2) To assemble the cake batter:Whisk together 1 2/3 cups of cake flour with the dried buttermilk, baking powder, and salt and sift this into another bowl. Melt the chocolate either in the top of a double boiler over barely simmering water, or in a microwave, on high power, for 1 minute (stirring after the first 30 seconds). Using an electric mixer, fitted with the paddle attachment, beat the softened butter, until lightened. Add the sugar, in increments, beating well after each addition. In a 2-cup capacity liquid measuring cup (or other vessel with a spout), beat the eggs with the vanilla and zest, if using. Drizzle the beaten eggs into the creamed butter mixture, a little at a time, allowing each addition to be fully incorporated before adding the next. When done, the mixture should be very light. Stop the machine and, using a large rubber spatula, scrape the butter down from the sides and up from the bottom. Beat briefly. Stop the machine and add a heaping 1/2 cup of the flour mixture. Turn the machine on low, then up to medium and mix until the flour is almost totally incorporated. Continue to stop the machine, as you add another scoop of the flour mixture, and then beat again until almost combined. After adding all the dry ingredients, beat the batter, still on medium speed, for 30 to 40 seconds, or until the batter is very smooth and silky looking.
3) To assemble the marble pound cake: Scrape half the plain batter into another bowl and add the melted chocolate to the first bowl, folding it in until homogenous. Use a large, clean rubber spatula to transfer half the plain cake batter to the prepared loaf pan and, using a short, metal, off-set spreading spatula, spread batter out, covering the bottom of the pan. Do this same thing with half of the chocolate batter, using a clean off-set spatula, spreading it on top of the first layer of plain batter. Repeat this with the plain batter and then with the rest of the chocolate batter, creating 4 layers in all.

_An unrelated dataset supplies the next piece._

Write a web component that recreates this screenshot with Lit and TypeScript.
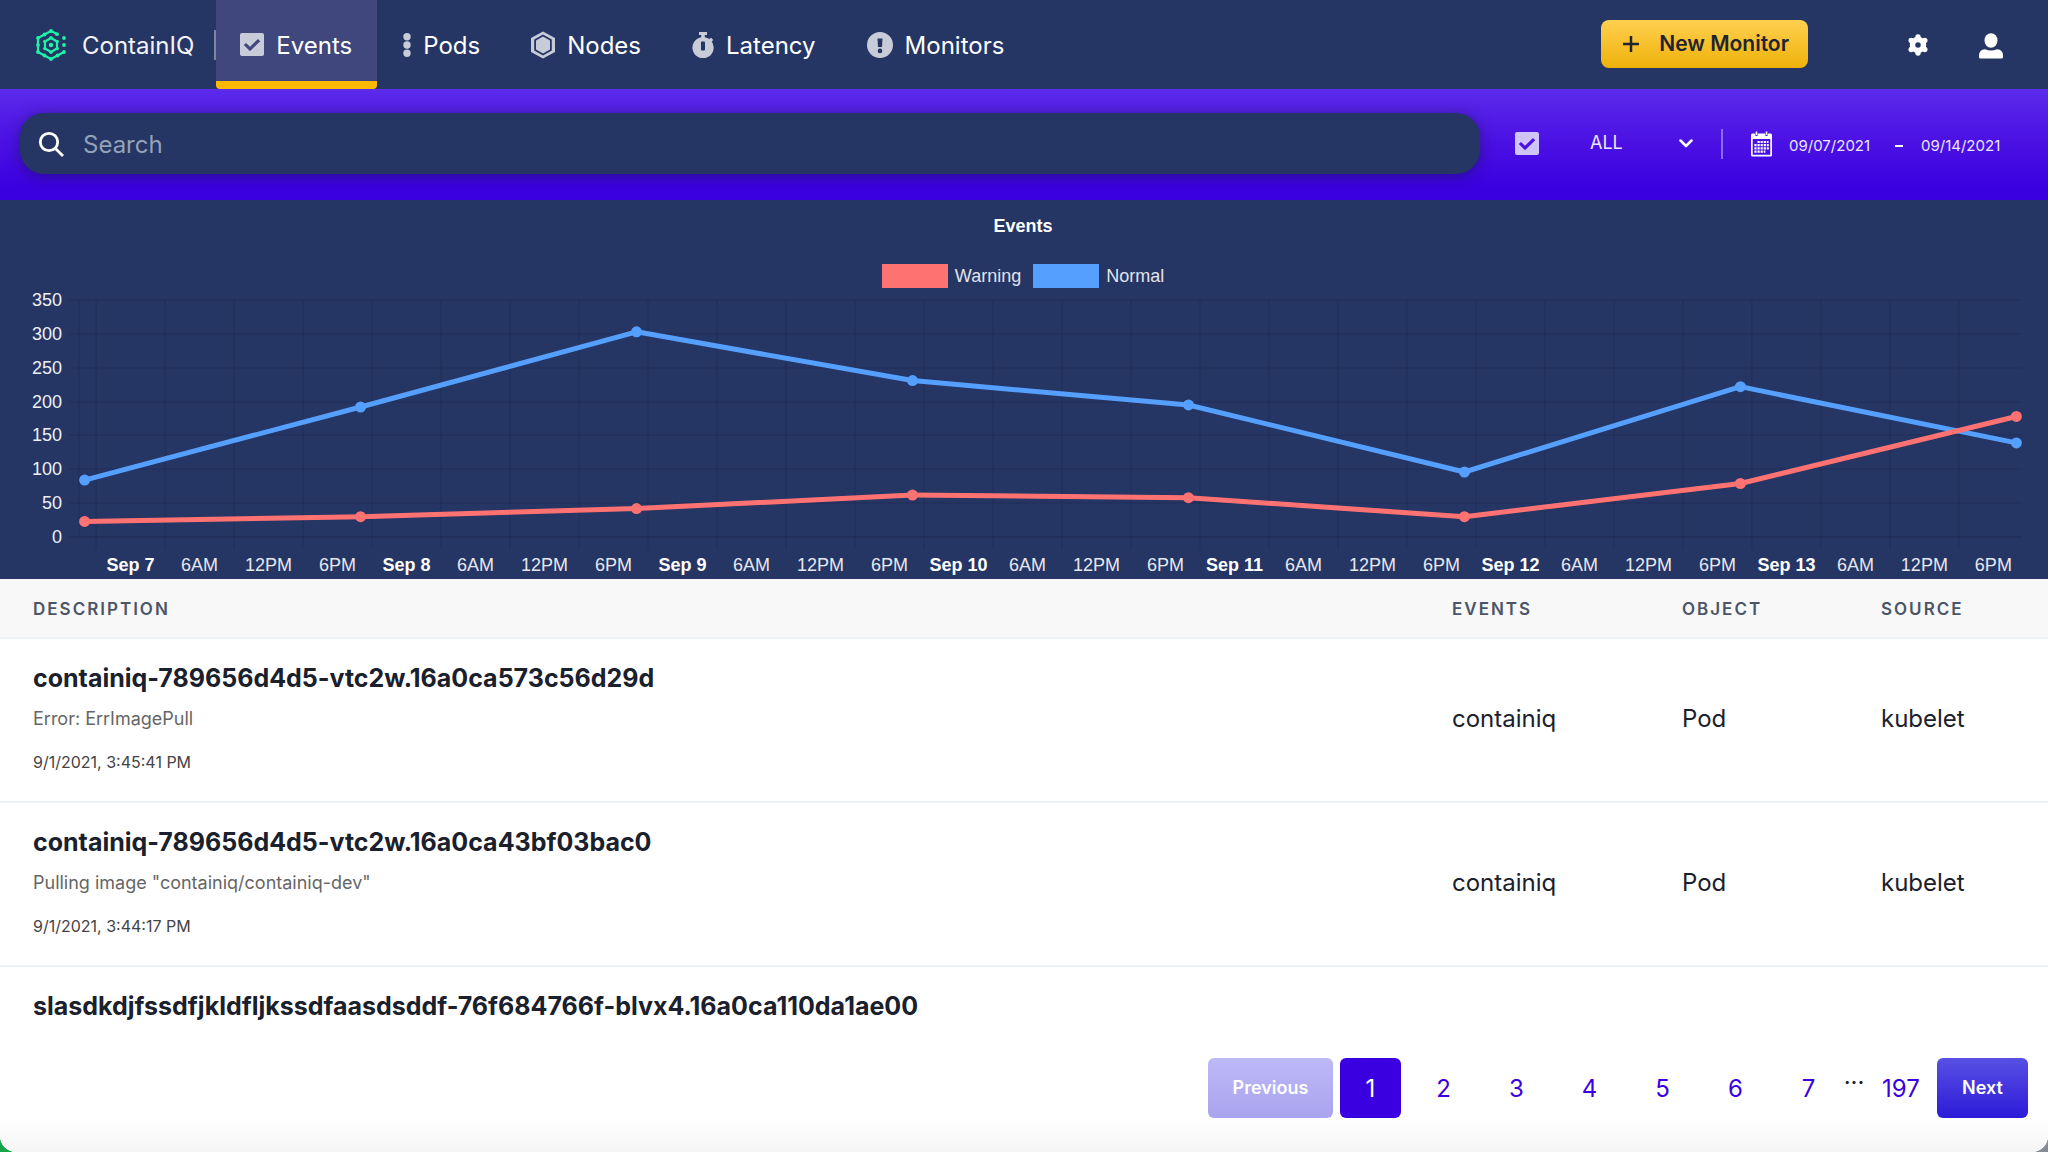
import { LitElement, html, css, svg, nothing } from "lit";
import { customElement, state } from "lit/decorators.js";

interface Series { name: string; cls: string; values: number[]; }
interface EventRow { title: string; message?: string; time?: string; ns?: string; object?: string; source?: string; }

const SERIES: Series[] = [
  { name: "Warning", cls: "warning", values: [23, 30, 42, 62, 58, 30, 79, 178] },
  { name: "Normal", cls: "normal", values: [84, 192, 303, 231, 195, 96, 222, 139] },
];

const ROWS: EventRow[] = [
  { title: "containiq-789656d4d5-vtc2w.16a0ca573c56d29d", message: "Error: ErrImagePull", time: "9/1/2021, 3:45:41 PM", ns: "containiq", object: "Pod", source: "kubelet" },
  { title: "containiq-789656d4d5-vtc2w.16a0ca43bf03bac0", message: 'Pulling image "containiq/containiq-dev"', time: "9/1/2021, 3:44:17 PM", ns: "containiq", object: "Pod", source: "kubelet" },
  { title: "slasdkdjfssdfjkldfljkssdfaasdsddf-76f684766f-blvx4.16a0ca110da1ae00" },
];

const checkBox = html`<svg class="icon" width="24" height="24" viewBox="0 0 24 24" aria-hidden="true">
  <path fill="currentColor" fill-rule="evenodd" d="M2 0h20a2 2 0 0 1 2 2v19a2 2 0 0 1-2 2H2a2 2 0 0 1-2-2V2a2 2 0 0 1 2-2zM10.700 17.600 20.200 8.200 18 6 10 13.700 6 9.900 3.800 12 9.300 17.600a1 1 0 0 0 1.400 0z"/></svg>`;

const icons = {
  events: checkBox,
  pods: html`<svg class="icon" width="8" height="24" viewBox="0 0 8 24" aria-hidden="true"><g fill="currentColor"><circle cx="4" cy="3.700" r="3.700"/><circle cx="4" cy="12" r="3.700"/><circle cx="4" cy="20.300" r="3.700"/></g></svg>`,
  nodes: html`<svg class="icon" width="24" height="28" viewBox="0 0 24 28" aria-hidden="true">
    <path fill="currentColor" fill-rule="evenodd" d="M12 .5 24 7v14l-12 6.500L0 21V7zM12 3.500 3.200 8.500v11L12 24.500l8.800-5v-11z"/>
    <path fill="currentColor" d="M12 5.500 19 9.500v9l-7 4-7-4v-9z"/></svg>`,
  latency: html`<svg class="icon" width="22" height="26" viewBox="0 0 22 26" aria-hidden="true">
    <path fill="currentColor" fill-rule="evenodd" d="M7 0h8v3h-2.200v2.200a10.800 10.800 0 0 1 4.600 1.900l1.700-1.400 2.200 2.200-1.600 1.600A10.600 10.600 0 1 1 9.200 5.200V3H7zM9.700 9.500a1 1 0 0 0-.7 1v7a1 1 0 0 0 1 1h2a1 1 0 0 0 1-1v-7a1 1 0 0 0-1-1z"/></svg>`,
  monitors: html`<svg class="icon" width="26" height="26" viewBox="0 0 26 26" aria-hidden="true">
    <path fill="currentColor" fill-rule="evenodd" d="M13 0a13 13 0 1 1 0 26 13 13 0 0 1 0-26zM10.500 6.500l.5 8.500h4l.5-8.500zM13 16.600a2.300 2.300 0 1 0 0 4.600 2.300 2.300 0 0 0 0-4.600z"/></svg>`,
};

@customElement("events-chart")
export class EventsChart extends LitElement {
  static styles = css`
    :host { display: block; background: #253564; color: #fff; font: 18px/20px "Liberation Sans", Arial, sans-serif; padding: 16px 26px 0 24px; }
    .title { margin: 0; font-size: 18px; line-height: 20px; text-align: center; }
    .legend { display: flex; justify-content: center; gap: 12px; margin-top: 28px; line-height: 24px; color: #e1e4ec; }
    .key { display: flex; align-items: center; gap: 7px; }
    .swatch { width: 66px; height: 24px; }
    .swatch.warning { background: #ff7272; }
    .swatch.normal { background: #559fff; }
    .plot { display: grid; grid-template-columns: 38px 1fr; column-gap: 17px; margin-top: 2px; }
    .yaxis { display: flex; flex-direction: column; justify-content: space-between; height: 257px; text-align: right; color: #eef0f5; }
    svg { display: block; width: 100%; height: 289px; overflow: visible; }
    .grid { stroke: rgba(0, 0, 0, 0.12); stroke-width: 1; }
    .axis { stroke: rgba(0, 0, 0, 0.2); stroke-width: 1; }
    .line { stroke-width: 5; stroke-linecap: round; }
    .line.warning { stroke: #ff7272; }
    .line.normal { stroke: #559fff; }
    .dot.warning { fill: #ff7272; }
    .dot.normal { fill: #559fff; }
    text { fill: #e6e8ef; text-anchor: middle; }
    .day { fill: #fff; font-weight: 700; }
  `;

  private y(v: number) { return 10 + ((350 - v) * 237) / 350; }
  private x(hours: number) { return `${0.88 + hours * 0.5918}%`; }

  render() {
    const ticks = [350, 300, 250, 200, 150, 100, 50, 0];
    const slots = Array.from({ length: 28 }, (_, i) => i);
    const drawn = [...SERIES].reverse();
    return html`
      <h2 class="title">Events</h2>
      <div class="legend">${SERIES.map((s) => html`<span class="key"><span class="swatch ${s.cls}"></span>${s.name}</span>`)}</div>
      <div class="plot">
        <div class="yaxis">${ticks.map((t) => html`<span>${t}</span>`)}</div>
        <svg role="img" aria-label="Warning and normal events per day">
          ${ticks.map((t) => svg`<line class=${t ? "grid" : "axis"} x1="-10" x2="100%" y1=${Math.round(this.y(t))} y2=${Math.round(this.y(t))}></line>`)}
          <line class="grid" x1="0" x2="0" y1="10" y2="247"></line>
          ${slots.map((i) => svg`<line class="grid" x1=${this.x(i * 6)} x2=${this.x(i * 6)} y1="10" y2="259"></line>`)}
          ${slots.map((i) => svg`<text class=${i % 4 ? "hour" : "day"} x=${this.x(i * 6 + 3)} y="281">${i % 4 ? ["", "6AM", "12PM", "6PM"][i % 4] : `Sep ${7 + i / 4}`}</text>`)}
          ${drawn.map((s) => s.values.slice(1).map((v, i) => svg`<line class="line ${s.cls}" x1=${this.x(i * 24 - 1)} y1=${this.y(s.values[i])} x2=${this.x(i * 24 + 23)} y2=${this.y(v)}></line>`))}
          ${drawn.map((s) => s.values.map((v, i) => svg`<circle class="dot ${s.cls}" cx=${this.x(i * 24 - 1)} cy=${this.y(v)} r="5.500"></circle>`))}
        </svg>
      </div>`;
  }
}

@customElement("app-root")
export class AppRoot extends LitElement {
  @state() private page = 1;

  static styles = css`
    :host { display: block; min-height: 100vh; background: linear-gradient(90deg, #17a34a 50%, #868b94 50%); font-family: Inter, "Liberation Sans", sans-serif; color: #1a202c; }
    * { box-sizing: border-box; }
    a { color: inherit; text-decoration: none; }
    button, input, select { font: inherit; color: inherit; border: 0; margin: 0; padding: 0; background: none; }
    svg { display: block; flex: none; }
    .window { display: flex; flex-direction: column; min-height: 100vh; background: #fff; border-radius: 0 0 16px 16px; overflow: hidden; }

    .topbar { display: flex; align-items: center; height: 89px; padding: 0 45px 0 36px; background: #253564; color: #fff; font-size: 24px; }
    .brand { display: flex; align-items: center; gap: 16px; color: #f2f4f8; }
    .rule { width: 2px; height: 30px; margin-left: 20px; background: #7c86a2; }
    .tabs { display: flex; align-self: stretch; gap: 2px; }
    .tab { display: flex; align-items: center; gap: 12px; padding: 0 25px 0 24px; border-bottom: 8px solid transparent; border-top: 8px solid transparent; }
    .tab.active { background: #3f477c; border-bottom-color: #ffb900; border-top-color: #3f477c; border-radius: 0 0 4px 4px; }
    .tab .icon { color: #c8ccd9; }
    .tab span, .brand span { padding-top: 2px; }
    .actions { display: flex; align-items: center; margin-left: auto; }
    .new { display: flex; align-items: center; gap: 19px; height: 48px; padding: 0 19px 0 21px; margin: 0 100px 2px 0; border-radius: 8px; background: linear-gradient(#ffd050, #efb20a); color: #1f2530; font-size: 21px; font-weight: 600; }
    .round { display: block; margin-right: 51px; }
    .round:last-child { margin-right: 0; padding-top: 2px; }

    .filters { display: flex; align-items: center; height: 111px; padding: 0 43px 2px 20px; background: linear-gradient(#5b2aea, #4c12e4 45%, #3b00df 90%); color: #fff; }
    .search { display: flex; align-items: center; flex: 1; gap: 19px; height: 61px; padding: 0 20px 0 18px; border-radius: 24px; background: #253564; box-shadow: 0 2px 14px rgba(20, 20, 60, 0.5); }
    .search input { flex: 1; padding-top: 2px; font-size: 24px; outline: none; }
    .search input::placeholder { color: #94a2b8; opacity: 1; }
    .kind { display: flex; align-items: center; margin-left: 35px; }
    .kind .icon { color: #cfc3f8; }
    .kind select { appearance: none; width: 89px; margin-left: 51px; padding-bottom: 2px; font-size: 18px; line-height: 24px; color: #ece8ff; }
    .kind option { color: #1a202c; }
    .split { width: 2px; height: 30px; margin: 0 28px; background: #8d6cf0; }
    .range { display: flex; align-items: center; font-size: 15px; }
    .dates { display: flex; align-items: center; padding-top: 4px; }
    .dates input { width: 84px; color: #ece8ff; line-height: 20px; }
    .cal { margin-right: 17px; }
    .dash { width: 8px; height: 2px; margin: 0 18px 0 22px; background: #fff; }

    table { width: 100%; border-collapse: collapse; table-layout: fixed; }
    th { height: 59px; padding: 2px 0 0 33px; text-align: left; background: #f8f8f8; color: #4a5568; font-size: 17px; line-height: 24px; font-weight: 600; letter-spacing: 2px; text-transform: uppercase; border-bottom: 2px solid #edf2f7; }
    td { padding: 20px 0 18px 33px; border-bottom: 2px solid #edf2f7; font-size: 24px; line-height: 32px; }
    .c-events { width: 230px; }
    .c-object { width: 199px; }
    .c-source { width: 167px; }
    th + th { padding-left: 0; }
    td + td { padding: 18px 0 20px; }
    tr:last-child td { border-bottom: 0; padding-bottom: 0; }
    .name { margin: 0; line-height: 38px; font-size: 25px; font-weight: 700; }
    .message { margin: 0; line-height: 44px; font-size: 18px; color: #666; }
    .time { display: block; line-height: 42px; font-size: 16px; color: #444; }

    .pager { display: flex; justify-content: flex-end; align-items: flex-start; margin-top: auto; padding: 20px 20px 34px; background: linear-gradient(#fff 70%, #f5f5f5); color: #3b00df; font-size: 24px; }
    .step { height: 60px; padding-bottom: 2px; border-radius: 6px; font-size: 18px; font-weight: 600; color: #fff; }
    .prev { width: 125px; margin-right: 7px; background: linear-gradient(#bdb9f6, #aaa3ef); }
    .next { width: 91px; background: linear-gradient(#5850e4, #2c1bd8); }
    .num { width: 61px; height: 60px; margin-right: 12px; border-radius: 6px; }
    .num.current { background: #3b00df; color: #fff; }
    .num.last { width: 64px; margin: 0 4px 0 0; }
    .more { width: 30px; line-height: 50px; font-size: 24px; color: #1a202c; text-align: center; }
    .num.edge { margin-right: 0; }
  `;

  private tab(label: string, icon: unknown, active = false) {
    return html`<a class="tab ${active ? "active" : ""}" href="#${label.toLowerCase()}">${icon}<span>${label}</span></a>`;
  }

  render() {
    return html`
      <div class="window">
        <header class="topbar">
          <a class="brand" href="#home">
            <svg width="30" height="32" viewBox="0 0 30 32" fill="none" stroke="#1df2a8" stroke-width="2.200" stroke-linejoin="round" aria-hidden="true">
              <path d="M21 5 15 2 2 9v14l13 7 13-7"/>
              <path d="M15 9 21 12.500v7L15 23l-6-3.500v-7z"/>
              <g fill="#1df2a8" stroke="none">
                <circle cx="15" cy="2" r="1.900"/><circle cx="21" cy="5.200" r="1.900"/><circle cx="8.500" cy="5.500" r="1.900"/><circle cx="2" cy="9" r="1.900"/><circle cx="2" cy="16" r="1.900"/><circle cx="2" cy="23" r="1.900"/><circle cx="8.500" cy="26.500" r="1.900"/><circle cx="15" cy="30" r="1.900"/><circle cx="21.500" cy="26.500" r="1.900"/><circle cx="28" cy="23" r="1.900"/><circle cx="28" cy="9" r="1.900"/><circle cx="28" cy="16" r="1.900"/>
                <circle cx="15" cy="16" r="2.200"/><circle cx="15" cy="8.700" r="1.700"/><circle cx="21.200" cy="12.400" r="1.700"/><circle cx="21.200" cy="19.600" r="1.700"/><circle cx="15" cy="23.300" r="1.700"/><circle cx="8.800" cy="19.600" r="1.700"/><circle cx="8.800" cy="12.400" r="1.700"/>
              </g>
            </svg>
            <span>ContainIQ</span>
          </a>
          <span class="rule"></span>
          <nav class="tabs">
            ${this.tab("Events", icons.events, true)}
            ${this.tab("Pods", icons.pods)}
            ${this.tab("Nodes", icons.nodes)}
            ${this.tab("Latency", icons.latency)}
            ${this.tab("Monitors", icons.monitors)}
          </nav>
          <div class="actions">
            <button class="new" type="button">
              <svg width="18" height="18" viewBox="0 0 18 18" stroke="#1f2530" stroke-width="2.500" aria-hidden="true"><path d="M9 1v16M1 9h16"/></svg>
              New Monitor
            </button>
            <button class="round" type="button" aria-label="Settings">
              <svg width="20" height="22" viewBox="0 0 20 22" aria-hidden="true">
                <g fill="#fff"><circle cx="10" cy="3" r="2.700"/><circle cx="10" cy="19" r="2.700"/><circle cx="3.200" cy="6.500" r="2.700"/><circle cx="16.800" cy="6.500" r="2.700"/><circle cx="3.200" cy="15.500" r="2.700"/><circle cx="16.800" cy="15.500" r="2.700"/></g>
                <circle cx="10" cy="11" r="5.500" fill="none" stroke="#fff" stroke-width="5.500"/>
              </svg>
            </button>
            <button class="round" type="button" aria-label="Account">
              <svg width="24" height="26" viewBox="0 0 24 26" aria-hidden="true"><g fill="#fff"><ellipse cx="12" cy="7.500" rx="6.500" ry="7.300"/><path d="M0 24v-1.500Q0 16.500 6 16.200q6 2.400 12 0 6 .3 6 6.300V24q0 1.500-1.500 1.500h-21Q0 25.500 0 24z"/></g></svg>
            </button>
          </div>
        </header>

        <section class="filters">
          <div class="search">
            <svg width="26" height="26" viewBox="0 0 26 26" fill="none" stroke="#fff" stroke-width="2.800" aria-hidden="true"><circle cx="11" cy="11" r="8.700"/><path d="M17.200 17.200 25 25"/></svg>
            <input type="text" placeholder="Search" aria-label="Search" />
          </div>
          <div class="kind">
            ${icons.events}
            <select aria-label="Event type"><option>ALL</option><option>Warning</option><option>Normal</option></select>
            <svg width="14" height="9" viewBox="0 0 14 9" fill="none" stroke="#fff" stroke-width="2.500" stroke-linecap="round" stroke-linejoin="round" aria-hidden="true"><path d="M1.500 1.500 7 7l5.500-5.500"/></svg>
          </div>
          <span class="split"></span>
          <div class="range">
            <svg class="cal" width="21" height="26" viewBox="0 0 21 26" aria-hidden="true">
              <path fill="#fff" fill-rule="evenodd" d="M1.500 2.500H4.300V4.500q1.200 1 2.400 0v-2h7.600v2q1.200 1 2.400 0v-2h2.800A1.500 1.500 0 0 1 21 4v20a1.500 1.500 0 0 1-1.500 1.500h-18A1.500 1.500 0 0 1 0 24V4A1.500 1.500 0 0 1 1.500 2.500zM1.700 8v15.800h17.600V8z"/>
              <path stroke="#fff" stroke-width="1.600" d="M5.500.5v3.500M15.500.5v3.500"/>
              <path stroke="#fff" stroke-width="2.200" stroke-dasharray="2.200 .9" d="M6.500 11h11M3.400 14.200h14.400M3.400 17.400h14.400M3.400 20.600h11"/>
            </svg>
            <span class="dates">
              <input type="text" .value=${"09/07/2021"} aria-label="Start date" />
              <span class="dash"></span>
              <input type="text" .value=${"09/14/2021"} aria-label="End date" />
            </span>
          </div>
        </section>

        <events-chart></events-chart>

        <table>
          <thead>
            <tr><th>Description</th><th class="c-events">Events</th><th class="c-object">Object</th><th class="c-source">Source</th></tr>
          </thead>
          <tbody>
            ${ROWS.map((r) => html`<tr>
              <td><h3 class="name">${r.title}</h3>
                ${r.message ? html`<p class="message">${r.message}</p><time class="time">${r.time}</time>` : nothing}</td>
              <td>${r.ns}</td><td>${r.object}</td><td>${r.source}</td>
            </tr>`)}
          </tbody>
        </table>

        <nav class="pager" aria-label="Pages">
          <button class="step prev" type="button">Previous</button>
          ${[1, 2, 3, 4, 5, 6, 7].map((n) => html`<button type="button" class="num ${n === this.page ? "current" : ""} ${n === 7 ? "edge" : ""}" @click=${() => (this.page = n)}>${n}</button>`)}
          <span class="more">···</span>
          <button type="button" class="num last">197</button>
          <button class="step next" type="button">Next</button>
        </nav>
      </div>`;
  }
}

Beginning at one end of the loaf, drag a plain table knife through the batter, going up and down, in a soft sweeping swirling motion, making large loops at the top and then at the bottom, while traveling to the opposite end of the loaf pan (think of making a figure-8 over and over again). Don’t overdo this, however, or you’ll actually lose your marbled design. When done, pull the knife blade straight up and out of the batter, and gently smooth the top, using a short metal spreader. Place the pan into the center of the preheated oven and reduce the temperature to 325F. Bake for 1 hour and 10 minutes, or until a tester comes out clean and the cake is golden. Place the pan on a wire rack and, carefully run a knife around the sides of the pan. Turn the cake out of the pan and let it cool on the rack. Just before serving, dust the top with confectioner’s sugar, if desired, and cut into thick slices.
Plain Pound Cake Variation:
Prepare the batter as directed, omitting the chocolate. Add the entire batter to the prepared pan and smooth the top. Bake for 65 minutes (about 5 minutes less than you would a marbled pound cake). Cool and serve as previously described.
Timing is Everything:
If you love pound cake (and who doesn’t?) why not keep several sealed bags of the dry mixture in your pantry? That way, it’s much quicker to get this cake into the oven.